Ghana must go. Three words. Forty-three years ago, those three words signified pain and anguish. It was the exodus of our neighbours. Men and women were forced out of Nigeria. Ghana must go. These words evoked fury among Ghanaians who were expelled from Nigeria in 1983.

President Shehu Shagari gave the executive order. He ordered the deportation of our West African neighbours from Nigeria in January 1983. President Shagari forced the illegal immigrants to leave the country. Or face arrest. Because of Shagari’s executive order, over two million immigrants were deported. One million Ghanaians left Nigeria in 1983.

On the one hand

Ghana is not facing expulsion anymore. It is making a significant change to telecom regulation. Ghana has ordered telecom operators to build towers, antennas, and network upgrades that subscribers can feel in their day-to-day use; instead of penalising operators for poor services. The Communications Minister, Samuel Nartey George, had instructed the operators to resolve the issues themselves. Smart move, Samuel.

On the other hand

Anyway, while the move is a smart one, it follows a different direction. It is different from how regulators used to regulate the sector in Nigeria and Ghana. For instance, the Nigerian Communications Commission [NCC] and the National Communications Authority of Ghana had penalised operators in the past for not meeting service benchmarks. Then they would keep the money. Nigeria is still in the act. Ghana is out of the act.

In the long term

For instance, after a recent quality-of-service breach, the National Communications Authority ordered MTN Ghana and Telecel Ghana to build a combined 1,150 new cell sites in 2026. The regulator made the announcement on April 12 during the launch of the One Million Coders Programme. MTN Ghana has committed to erecting 800 sites. Telecel will deliver 350.

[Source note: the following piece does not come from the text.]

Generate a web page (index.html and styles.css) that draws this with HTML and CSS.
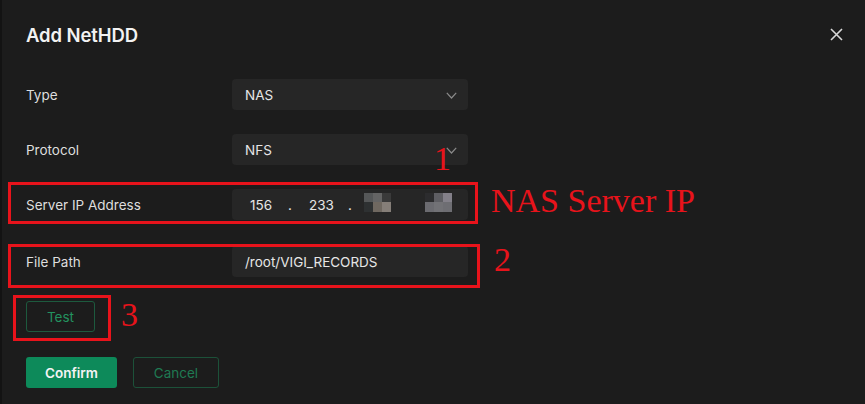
FILE: index.html
```html
<!DOCTYPE html>
<html>
<head>
<meta charset="utf-8">
<link rel="stylesheet" href="styles.css">
</head>
<body>
<div class="dialog">
  <div class="header">
    <div class="title">Add NetHDD</div>
    <svg class="close" width="13" height="13" viewBox="0 0 13 13"><path d="M1 1L12 12M12 1L1 12" stroke="#d8d8d8" stroke-width="1.6" fill="none"/></svg>
  </div>
  <div class="form">
    <div class="row">
      <div class="label">Type</div>
      <div class="field select"><span>NAS</span><svg class="chev" width="11" height="7" viewBox="0 0 11 7"><path d="M0.8 0.8L5.5 6L10.2 0.8" stroke="#8a8a8a" stroke-width="1.2" fill="none"/></svg></div>
    </div>
    <div class="row">
      <div class="label">Protocol</div>
      <div class="field select"><span>NFS</span><svg class="chev" width="11" height="7" viewBox="0 0 11 7"><path d="M0.8 0.8L5.5 6L10.2 0.8" stroke="#8a8a8a" stroke-width="1.2" fill="none"/></svg></div>
    </div>
    <div class="row">
      <div class="label">Server IP Address</div>
      <div class="field ip">
        <span class="seg s1">156</span><span class="dot d1">.</span><span class="seg s2">233</span><span class="dot d2">.</span>
        <span class="mosaic m1"><i class="c a1"></i><i class="c a2"></i><i class="c a3"></i><i class="c a4"></i><i class="c a5"></i><i class="c a6"></i></span>
        <span class="mosaic m2"><i class="c b1"></i><i class="c b2"></i><i class="c b3"></i><i class="c b4"></i><i class="c b5"></i><i class="c b6"></i></span>
      </div>
    </div>
    <div class="row row-path">
      <div class="label">File Path</div>
      <div class="field"><span>/root/VIGI_RECORDS</span></div>
    </div>
  </div>
  <button class="btn btn-outline btn-test">Test</button>
  <div class="actions">
    <button class="btn btn-primary">Confirm</button>
    <button class="btn btn-outline btn-cancel">Cancel</button>
  </div>

  <div class="mark box-ip"></div>
  <div class="mark box-path"></div>
  <div class="mark box-test"></div>
  <div class="note n1">1</div>
  <div class="note n-ip">NAS Server IP</div>
  <div class="note n2">2</div>
  <div class="note n3">3</div>
</div>
</body>
</html>
```
FILE: styles.css
```css
* { box-sizing: border-box; }
html, body { margin: 0; padding: 0; }
body {
  background: #1c1c1c;
  width: 865px;
  height: 404px;
  overflow: hidden;
  font-family: Inter, "Noto Sans", "Liberation Sans", sans-serif;
  color: #e2e2e2;
}
.dialog {
  position: relative;
  height: 404px;
  padding-left: 24px;
  border-left: 2px solid #131313;
}
.header {
  height: 68px;
  display: flex;
  align-items: center;
  justify-content: space-between;
  padding-right: 22px;
}
.title {
  font-size: 18.5px;
  font-weight: 600;
  color: #f2f2f2;
  letter-spacing: -0.1px;
  padding-top: 1px;
}
.close { display: block; }
.form {
  margin-top: 11px;
  display: flex;
  flex-direction: column;
  gap: 24px;
}
.row {
  display: flex;
  align-items: center;
  height: 31px;
}
.row-path { margin-top: 2px; }
.label {
  width: 206px;
  font-size: 13.5px;
  color: #dedede;
}
.field {
  width: 236px;
  height: 31px;
  background: #262626;
  border-radius: 4px;
  display: flex;
  align-items: center;
  padding-left: 13px;
  font-size: 13.5px;
  color: #e6e6e6;
}
.select { justify-content: space-between; padding-right: 11px; }
.chev { display: block; margin-top: 1px; }
.ip { padding-left: 18px; }
.seg, .dot { display: inline-block; }
.s1 { width: 38px; }
.d1 { width: 21px; }
.s2 { width: 39px; }
.d2 { width: 16px; }
.mosaic {
  display: grid;
  grid-template-columns: 9px 9px 9px;
  grid-template-rows: 9px 10px;
  margin-top: -4px;
}
.m2 { margin-left: 34px; }
.c { display: block; }
.a1 { background: #555758; }
.a2 { background: #646464; }
.a3 { background: #3a3a3a; }
.a4 { background: #2e3132; }
.a5 { background: #6f6860; }
.a6 { background: #857e78; }
.b1 { background: #2c2c2e; }
.b2 { background: #5e5e63; }
.b3 { background: #838089; }
.b4 { background: #6b6b70; }
.b5 { background: #727276; }
.b6 { background: #6e6e73; }

.btn {
  font-family: Inter, "Noto Sans", "Liberation Sans", sans-serif;
  height: 31px;
  border-radius: 3px;
  font-size: 13.5px;
  padding: 0;
  cursor: pointer;
}
.btn-outline {
  background: transparent;
  border: 1px solid #1d5a3e;
  color: #23925f;
}
.btn-test {
  display: block;
  width: 69px;
  margin-top: 24px;
}
.actions {
  display: flex;
  gap: 16px;
  margin-top: 25px;
}
.btn-primary {
  width: 91px;
  background: #0d8a5a;
  border: none;
  color: #f4f4f4;
  font-weight: 600;
}
.btn-cancel { width: 86px; color: #1f7a52; border-color: #1c5139; }

.mark {
  position: absolute;
  border: 3px solid #e8131b;
}
.box-ip { left: 6px; top: 182px; width: 470px; height: 42px; }
.box-path { left: 6px; top: 244px; width: 472px; height: 44px; }
.box-test { left: 11px; top: 295px; width: 98px; height: 46px; }
.note {
  position: absolute;
  font-family: "Liberation Serif", "Times New Roman", serif;
  font-size: 34px;
  line-height: 34px;
  color: #e8131b;
  white-space: nowrap;
}
.n1 { left: 432px; top: 142px; }
.n-ip { left: 489px; top: 184px; }
.n2 { left: 492px; top: 243px; }
.n3 { left: 119px; top: 298px; }
```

Reports indicated that over the last decade, MTN Ghana averaged over 200 new sites per year. In 2024, Ghana had 30 sites. In 2025, it had 50 sites. For a country that is still dealing with a dearth of connectivity, especially outside major cities, the pace is s.l.o.w.

In context, in the last five years, Nigeria has had about 60,000 towers. This has helped to improve broadband and telecoms service delivery. With this number, Nigeria is still contending with a poor quality of service. This is why the NCC has mandated the operators to compensate the subscribers directly if any of them suffer poor quality service, such as dropped calls, slow internet, and patchy coverage.

Why does this matter?

For Ghana, mandating the operators to build towers and antennas is another method to develop its infrastructure. Will the operators deliver the infrastructure as scheduled? For Nigeria, it is obvious that penalties do not help to improve poor telecom services. Can we walk Ghana’s path? Build more infrastructure. Bundle penalty with infrastructure. This is a Made in Ghana style of regulation.

In the short term

Ghanaians are not immigrants anymore. Therefore, nobody can say Ghana must go again!